• Instruction
Pull out every line containing the string "React".

• Data
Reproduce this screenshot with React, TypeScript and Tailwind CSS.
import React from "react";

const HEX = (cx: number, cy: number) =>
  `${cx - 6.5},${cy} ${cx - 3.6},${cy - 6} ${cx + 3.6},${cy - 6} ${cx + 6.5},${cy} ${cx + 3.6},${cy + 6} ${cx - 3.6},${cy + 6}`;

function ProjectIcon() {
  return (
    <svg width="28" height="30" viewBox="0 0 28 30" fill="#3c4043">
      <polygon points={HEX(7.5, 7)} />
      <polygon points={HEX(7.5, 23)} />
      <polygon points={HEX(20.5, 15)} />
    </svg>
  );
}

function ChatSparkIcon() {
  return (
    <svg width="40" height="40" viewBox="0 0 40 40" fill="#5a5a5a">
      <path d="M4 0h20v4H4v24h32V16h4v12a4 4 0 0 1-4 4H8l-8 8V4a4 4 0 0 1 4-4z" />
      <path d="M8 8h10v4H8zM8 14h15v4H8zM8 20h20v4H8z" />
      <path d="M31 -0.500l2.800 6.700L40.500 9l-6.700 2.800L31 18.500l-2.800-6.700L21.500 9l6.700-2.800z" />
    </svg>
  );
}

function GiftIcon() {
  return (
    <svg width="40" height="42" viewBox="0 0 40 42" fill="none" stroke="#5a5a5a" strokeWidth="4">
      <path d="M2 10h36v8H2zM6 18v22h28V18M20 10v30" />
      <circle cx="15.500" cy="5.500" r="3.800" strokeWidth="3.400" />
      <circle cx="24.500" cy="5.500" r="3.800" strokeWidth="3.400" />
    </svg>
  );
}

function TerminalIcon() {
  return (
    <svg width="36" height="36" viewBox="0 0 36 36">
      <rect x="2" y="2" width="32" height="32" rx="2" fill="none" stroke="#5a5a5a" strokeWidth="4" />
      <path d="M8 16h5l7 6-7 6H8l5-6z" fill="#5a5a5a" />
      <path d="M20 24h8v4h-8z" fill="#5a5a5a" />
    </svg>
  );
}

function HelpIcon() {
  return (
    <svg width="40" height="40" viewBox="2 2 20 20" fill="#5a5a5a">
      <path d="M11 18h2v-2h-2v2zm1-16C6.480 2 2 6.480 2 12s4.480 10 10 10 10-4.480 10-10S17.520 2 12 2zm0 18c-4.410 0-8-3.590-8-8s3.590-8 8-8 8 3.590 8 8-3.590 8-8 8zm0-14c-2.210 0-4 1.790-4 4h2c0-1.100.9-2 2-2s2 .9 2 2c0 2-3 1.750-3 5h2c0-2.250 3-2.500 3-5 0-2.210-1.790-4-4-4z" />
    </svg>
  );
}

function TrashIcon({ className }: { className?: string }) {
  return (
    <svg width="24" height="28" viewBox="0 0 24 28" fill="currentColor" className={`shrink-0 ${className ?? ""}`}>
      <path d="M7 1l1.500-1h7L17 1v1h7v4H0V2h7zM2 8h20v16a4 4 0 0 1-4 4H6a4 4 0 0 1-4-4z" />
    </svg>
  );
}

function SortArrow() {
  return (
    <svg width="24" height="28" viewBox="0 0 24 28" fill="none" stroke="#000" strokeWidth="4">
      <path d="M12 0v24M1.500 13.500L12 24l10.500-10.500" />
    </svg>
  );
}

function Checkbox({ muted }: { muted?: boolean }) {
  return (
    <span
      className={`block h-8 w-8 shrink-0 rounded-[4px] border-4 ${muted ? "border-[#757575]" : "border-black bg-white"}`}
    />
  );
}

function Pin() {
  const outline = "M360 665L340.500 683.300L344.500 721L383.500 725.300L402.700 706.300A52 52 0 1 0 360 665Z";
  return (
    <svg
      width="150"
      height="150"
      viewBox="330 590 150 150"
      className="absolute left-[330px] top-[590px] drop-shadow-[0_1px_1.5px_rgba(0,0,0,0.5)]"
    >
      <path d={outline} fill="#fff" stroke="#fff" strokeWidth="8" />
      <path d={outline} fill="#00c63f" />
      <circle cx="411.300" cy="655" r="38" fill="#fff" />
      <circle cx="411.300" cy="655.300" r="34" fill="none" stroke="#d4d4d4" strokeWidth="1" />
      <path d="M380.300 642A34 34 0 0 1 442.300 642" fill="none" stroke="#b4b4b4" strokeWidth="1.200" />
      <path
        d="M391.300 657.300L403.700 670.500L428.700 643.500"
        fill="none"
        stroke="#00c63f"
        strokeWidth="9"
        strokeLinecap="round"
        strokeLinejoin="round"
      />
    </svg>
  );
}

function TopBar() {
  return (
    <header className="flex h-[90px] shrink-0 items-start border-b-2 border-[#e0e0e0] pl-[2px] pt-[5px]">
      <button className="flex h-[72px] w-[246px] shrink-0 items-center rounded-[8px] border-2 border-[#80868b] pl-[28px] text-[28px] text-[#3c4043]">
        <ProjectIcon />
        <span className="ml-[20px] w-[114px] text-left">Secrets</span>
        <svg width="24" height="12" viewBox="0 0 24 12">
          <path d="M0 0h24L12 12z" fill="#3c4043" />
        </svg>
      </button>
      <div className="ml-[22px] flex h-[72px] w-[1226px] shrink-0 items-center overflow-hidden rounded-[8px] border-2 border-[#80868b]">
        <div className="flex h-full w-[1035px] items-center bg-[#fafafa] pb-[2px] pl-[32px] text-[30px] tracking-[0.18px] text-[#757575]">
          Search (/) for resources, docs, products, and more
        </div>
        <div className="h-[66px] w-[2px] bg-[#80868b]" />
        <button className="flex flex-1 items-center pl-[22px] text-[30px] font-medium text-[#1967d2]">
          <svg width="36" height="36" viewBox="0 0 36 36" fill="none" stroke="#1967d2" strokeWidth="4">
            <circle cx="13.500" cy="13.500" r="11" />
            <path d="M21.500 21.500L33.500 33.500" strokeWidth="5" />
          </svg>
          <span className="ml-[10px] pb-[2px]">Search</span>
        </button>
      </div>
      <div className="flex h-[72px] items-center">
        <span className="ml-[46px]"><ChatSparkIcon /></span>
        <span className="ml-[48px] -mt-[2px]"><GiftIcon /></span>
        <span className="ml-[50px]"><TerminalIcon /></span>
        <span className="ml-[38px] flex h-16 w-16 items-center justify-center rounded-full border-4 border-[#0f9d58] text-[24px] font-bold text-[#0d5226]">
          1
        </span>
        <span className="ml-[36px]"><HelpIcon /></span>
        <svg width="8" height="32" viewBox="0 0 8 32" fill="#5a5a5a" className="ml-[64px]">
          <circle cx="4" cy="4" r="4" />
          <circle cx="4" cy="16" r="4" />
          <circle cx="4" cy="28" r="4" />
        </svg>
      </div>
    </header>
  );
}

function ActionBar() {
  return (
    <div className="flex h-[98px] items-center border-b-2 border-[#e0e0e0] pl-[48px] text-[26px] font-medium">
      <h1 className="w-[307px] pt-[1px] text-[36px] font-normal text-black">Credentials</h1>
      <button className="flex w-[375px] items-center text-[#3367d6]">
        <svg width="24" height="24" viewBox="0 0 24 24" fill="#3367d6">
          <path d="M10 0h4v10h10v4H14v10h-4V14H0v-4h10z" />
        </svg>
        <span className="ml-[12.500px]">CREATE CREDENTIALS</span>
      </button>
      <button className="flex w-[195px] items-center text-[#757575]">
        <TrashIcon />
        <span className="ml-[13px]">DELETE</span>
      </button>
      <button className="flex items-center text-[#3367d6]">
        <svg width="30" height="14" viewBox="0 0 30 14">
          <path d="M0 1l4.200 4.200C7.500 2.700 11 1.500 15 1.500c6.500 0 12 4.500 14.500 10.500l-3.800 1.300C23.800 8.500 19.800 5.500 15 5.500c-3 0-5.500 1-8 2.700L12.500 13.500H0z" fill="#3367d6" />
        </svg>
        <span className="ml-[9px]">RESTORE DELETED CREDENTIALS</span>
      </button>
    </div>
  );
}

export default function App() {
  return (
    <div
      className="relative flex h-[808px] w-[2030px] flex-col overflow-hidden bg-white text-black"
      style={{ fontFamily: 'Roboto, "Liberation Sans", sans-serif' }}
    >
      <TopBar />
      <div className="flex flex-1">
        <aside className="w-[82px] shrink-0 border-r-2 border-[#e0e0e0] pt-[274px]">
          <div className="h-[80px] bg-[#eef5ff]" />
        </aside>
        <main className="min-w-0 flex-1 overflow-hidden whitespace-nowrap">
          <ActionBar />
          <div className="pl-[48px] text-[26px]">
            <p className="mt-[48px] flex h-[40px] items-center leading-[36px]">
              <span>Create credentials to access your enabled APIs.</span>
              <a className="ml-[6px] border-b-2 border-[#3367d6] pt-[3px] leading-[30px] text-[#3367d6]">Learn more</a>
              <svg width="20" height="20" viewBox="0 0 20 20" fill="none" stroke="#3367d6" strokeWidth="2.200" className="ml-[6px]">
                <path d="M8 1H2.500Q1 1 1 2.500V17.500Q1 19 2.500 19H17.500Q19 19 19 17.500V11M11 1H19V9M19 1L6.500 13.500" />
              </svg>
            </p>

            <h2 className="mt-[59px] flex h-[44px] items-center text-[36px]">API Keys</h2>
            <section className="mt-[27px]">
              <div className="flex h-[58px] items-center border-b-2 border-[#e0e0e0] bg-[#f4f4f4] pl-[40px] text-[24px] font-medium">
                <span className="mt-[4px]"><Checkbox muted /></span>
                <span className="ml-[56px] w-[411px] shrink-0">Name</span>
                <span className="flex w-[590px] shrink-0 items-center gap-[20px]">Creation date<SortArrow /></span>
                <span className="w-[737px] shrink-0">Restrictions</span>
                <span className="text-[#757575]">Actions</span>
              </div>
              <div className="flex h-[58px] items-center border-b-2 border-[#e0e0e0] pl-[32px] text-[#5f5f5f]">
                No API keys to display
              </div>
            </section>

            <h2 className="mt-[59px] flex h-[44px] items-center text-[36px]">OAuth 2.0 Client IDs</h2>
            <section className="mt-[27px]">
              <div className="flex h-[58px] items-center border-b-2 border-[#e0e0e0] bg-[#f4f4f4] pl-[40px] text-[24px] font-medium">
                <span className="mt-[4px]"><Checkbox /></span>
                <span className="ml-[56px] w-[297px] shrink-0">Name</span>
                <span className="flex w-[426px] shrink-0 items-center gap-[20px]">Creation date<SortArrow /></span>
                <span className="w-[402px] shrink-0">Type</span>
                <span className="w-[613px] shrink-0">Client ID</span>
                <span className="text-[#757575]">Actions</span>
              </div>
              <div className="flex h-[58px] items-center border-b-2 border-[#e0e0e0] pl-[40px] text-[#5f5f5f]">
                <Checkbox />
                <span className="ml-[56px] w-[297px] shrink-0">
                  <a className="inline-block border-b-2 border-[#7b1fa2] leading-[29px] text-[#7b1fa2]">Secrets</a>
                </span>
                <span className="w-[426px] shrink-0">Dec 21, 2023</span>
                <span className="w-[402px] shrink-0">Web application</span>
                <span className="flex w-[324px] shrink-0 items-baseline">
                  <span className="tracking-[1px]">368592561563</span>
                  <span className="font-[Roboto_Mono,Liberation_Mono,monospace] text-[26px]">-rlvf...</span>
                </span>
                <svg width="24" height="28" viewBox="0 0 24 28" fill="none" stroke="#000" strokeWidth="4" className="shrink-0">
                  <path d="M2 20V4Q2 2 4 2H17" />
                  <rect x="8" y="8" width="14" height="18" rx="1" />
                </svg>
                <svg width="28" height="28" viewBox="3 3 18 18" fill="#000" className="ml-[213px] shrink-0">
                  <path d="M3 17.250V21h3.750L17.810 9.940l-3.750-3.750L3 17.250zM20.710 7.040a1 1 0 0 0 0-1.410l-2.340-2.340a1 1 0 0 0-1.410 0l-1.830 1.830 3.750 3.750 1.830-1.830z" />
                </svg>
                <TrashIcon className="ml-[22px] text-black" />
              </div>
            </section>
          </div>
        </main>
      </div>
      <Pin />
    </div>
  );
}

• Correct response
Reproduce this screenshot with React, TypeScript and Tailwind CSS.
import React from "react";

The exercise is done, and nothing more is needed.